## Task to complete:
Retype only what runs from the beginning of the data through the line with "import React from 'react';"; please omit the pictures and keep every line exact.

## Data segment:
- - -
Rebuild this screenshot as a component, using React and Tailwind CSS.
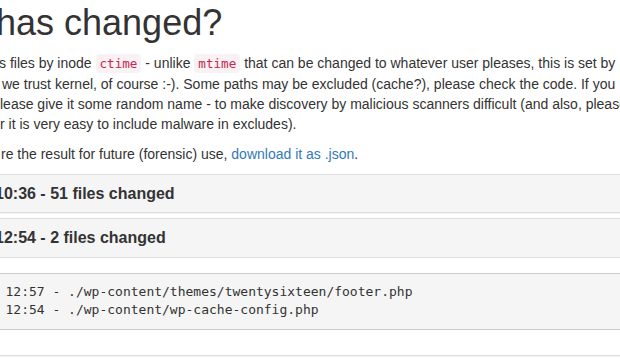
import React from 'react';

// Snapshot of a change log page, clipped to the viewport
const panels = [
  { title: '10:36 - 51 files changed', open: false, files: [] },
  {
    title: '12:54 - 2 files changed',
    open: true,
    files: [
      '12:57 - ./wp-content/themes/twentysixteen/footer.php',
      '12:54 - ./wp-content/wp-cache-config.php',
    ],
  },
];

const Code = ({ children }) => (
  <code className="font-['DejaVu_Sans_Mono',monospace] text-[12.6px] text-[#c7254e] bg-[#f9f2f4] rounded-[4px] px-[4px] py-[2px]">
    {children}
  </code>
);

const App = () => {
  return (
    <div className="w-[620px] h-[359px] overflow-hidden bg-white text-[#333] font-['Liberation_Sans',Arial,sans-serif] text-[14px] leading-[20px]">
      <h1 className="-ml-[4px] pt-[3px] mb-[10px] text-[36px] leading-[1.1] whitespace-nowrap">
        has changed?
      </h1>

      <div className="mb-[10px] whitespace-nowrap">
        <div className="-ml-[1px]">
          s files by inode <Code>ctime</Code> - unlike <Code>mtime</Code> that can be changed to whatever user pleases, this is set by
        </div>
        <div className="ml-[2px]">
          we trust kernel, of course :-). Some paths may be excluded (cache?), please check the code. If you
        </div>
        <div className="ml-[0px]">
          lease give it some random name - to make discovery by malicious scanners difficult (and also, please
        </div>
        <div className="ml-[0px]">r it is very easy to include malware in excludes).</div>
      </div>

      <div className="mb-[10px] ml-[1px] whitespace-nowrap">
        re the result for future (forensic) use,{' '}
        <a href="#" className="text-[#337ab7]">download it as .json</a>.
      </div>

      <div className="-ml-[21px] w-[700px] flex flex-col gap-[5px]">
        {panels.map((p) => (
          <div
            key={p.title}
            className="border border-[#ddd] rounded-[4px] shadow-[0_1px_1px_rgba(0,0,0,0.05)]"
          >
            <div className="bg-[#f5f5f5] px-[15px] py-[10px]">
              <h4 className="text-[16px] leading-[1.1] font-bold">{p.title}</h4>
            </div>
            {p.open && (
              <div className="border-t border-[#ddd] p-[15px]">
                <pre className="mb-[10px] bg-[#f5f5f5] border border-[#ccc] rounded-[4px] p-[9.5px] font-['DejaVu_Sans_Mono',monospace] text-[13px] leading-[18px] text-[#333]">
                  {p.files.join('\n')}
                </pre>
              </div>
            )}
          </div>
        ))}
      </div>
    </div>
  );
};

export default App;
- - -
## Answer:
Rebuild this screenshot as a component, using React and Tailwind CSS.
import React from 'react';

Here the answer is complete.